◆ **EXERCISE**
Only the lines from the start of the data to the line containing "string; time: string", both included, should be output, exactly and without pictures.

═══ DATASET EXTRACT ═══

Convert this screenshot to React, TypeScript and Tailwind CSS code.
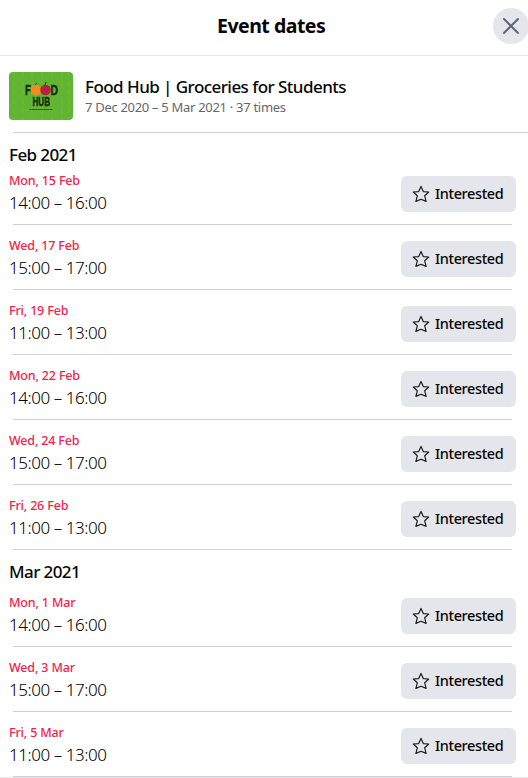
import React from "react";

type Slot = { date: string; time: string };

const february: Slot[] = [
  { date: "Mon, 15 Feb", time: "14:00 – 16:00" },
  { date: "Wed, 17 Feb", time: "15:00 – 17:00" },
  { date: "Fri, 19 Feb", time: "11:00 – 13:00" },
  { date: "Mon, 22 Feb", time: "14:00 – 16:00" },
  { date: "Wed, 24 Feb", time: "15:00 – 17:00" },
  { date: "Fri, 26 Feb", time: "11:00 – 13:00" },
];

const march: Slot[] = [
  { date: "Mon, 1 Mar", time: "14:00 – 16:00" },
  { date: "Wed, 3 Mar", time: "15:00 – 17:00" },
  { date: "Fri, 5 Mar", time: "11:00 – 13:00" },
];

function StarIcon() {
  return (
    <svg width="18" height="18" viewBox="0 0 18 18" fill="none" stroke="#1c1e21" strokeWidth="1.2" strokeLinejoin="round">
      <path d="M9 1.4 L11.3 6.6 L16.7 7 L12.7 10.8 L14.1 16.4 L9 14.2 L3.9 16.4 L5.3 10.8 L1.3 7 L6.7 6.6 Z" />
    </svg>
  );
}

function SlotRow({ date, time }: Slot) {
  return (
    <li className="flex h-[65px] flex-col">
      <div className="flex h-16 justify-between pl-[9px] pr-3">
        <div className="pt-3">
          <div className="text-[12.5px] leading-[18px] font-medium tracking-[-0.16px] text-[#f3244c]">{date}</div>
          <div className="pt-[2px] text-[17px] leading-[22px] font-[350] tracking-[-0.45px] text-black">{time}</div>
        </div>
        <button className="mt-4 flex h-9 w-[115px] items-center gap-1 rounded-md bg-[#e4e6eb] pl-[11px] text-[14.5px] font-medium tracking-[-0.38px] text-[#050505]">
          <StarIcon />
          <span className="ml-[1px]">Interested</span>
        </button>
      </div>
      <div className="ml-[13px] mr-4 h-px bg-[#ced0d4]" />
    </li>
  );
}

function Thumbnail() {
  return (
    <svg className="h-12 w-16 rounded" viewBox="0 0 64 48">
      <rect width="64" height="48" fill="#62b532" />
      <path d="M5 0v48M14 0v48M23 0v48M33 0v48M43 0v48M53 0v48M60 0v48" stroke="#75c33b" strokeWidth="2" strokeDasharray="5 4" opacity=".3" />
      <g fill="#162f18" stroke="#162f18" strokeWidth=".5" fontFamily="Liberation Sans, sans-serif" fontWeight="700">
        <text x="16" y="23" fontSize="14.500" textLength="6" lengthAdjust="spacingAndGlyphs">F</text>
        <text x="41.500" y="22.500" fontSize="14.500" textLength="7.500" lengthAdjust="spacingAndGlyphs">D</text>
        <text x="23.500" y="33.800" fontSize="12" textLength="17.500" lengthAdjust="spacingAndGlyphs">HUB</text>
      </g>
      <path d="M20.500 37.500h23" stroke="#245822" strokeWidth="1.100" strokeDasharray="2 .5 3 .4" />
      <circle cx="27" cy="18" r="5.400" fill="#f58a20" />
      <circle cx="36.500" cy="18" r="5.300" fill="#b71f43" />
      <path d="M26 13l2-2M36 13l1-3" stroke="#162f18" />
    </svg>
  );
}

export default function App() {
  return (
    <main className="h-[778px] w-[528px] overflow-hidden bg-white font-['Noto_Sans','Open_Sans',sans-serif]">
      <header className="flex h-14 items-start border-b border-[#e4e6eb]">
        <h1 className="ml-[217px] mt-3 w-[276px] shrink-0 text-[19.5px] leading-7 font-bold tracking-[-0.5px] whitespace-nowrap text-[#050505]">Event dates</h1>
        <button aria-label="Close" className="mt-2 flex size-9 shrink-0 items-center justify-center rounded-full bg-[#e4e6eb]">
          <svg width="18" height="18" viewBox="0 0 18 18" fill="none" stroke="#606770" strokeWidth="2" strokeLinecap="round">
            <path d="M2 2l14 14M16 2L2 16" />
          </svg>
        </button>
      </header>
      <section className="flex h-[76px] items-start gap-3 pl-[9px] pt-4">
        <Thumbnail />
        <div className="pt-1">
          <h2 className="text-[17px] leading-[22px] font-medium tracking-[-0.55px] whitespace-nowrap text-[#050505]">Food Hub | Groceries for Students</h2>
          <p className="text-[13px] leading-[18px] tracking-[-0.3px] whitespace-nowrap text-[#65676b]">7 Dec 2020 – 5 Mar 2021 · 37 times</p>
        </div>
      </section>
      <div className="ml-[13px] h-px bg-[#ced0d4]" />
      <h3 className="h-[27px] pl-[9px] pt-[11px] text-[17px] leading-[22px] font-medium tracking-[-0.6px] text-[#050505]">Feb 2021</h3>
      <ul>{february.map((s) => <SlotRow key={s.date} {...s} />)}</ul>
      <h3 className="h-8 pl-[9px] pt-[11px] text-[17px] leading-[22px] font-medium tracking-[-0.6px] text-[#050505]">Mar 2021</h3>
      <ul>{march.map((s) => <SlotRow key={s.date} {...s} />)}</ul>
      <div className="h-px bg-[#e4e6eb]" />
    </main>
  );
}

═══

◆ **THE RESPONSE**
Convert this screenshot to React, TypeScript and Tailwind CSS code.
import React from "react";

type Slot = { date: string; time: string };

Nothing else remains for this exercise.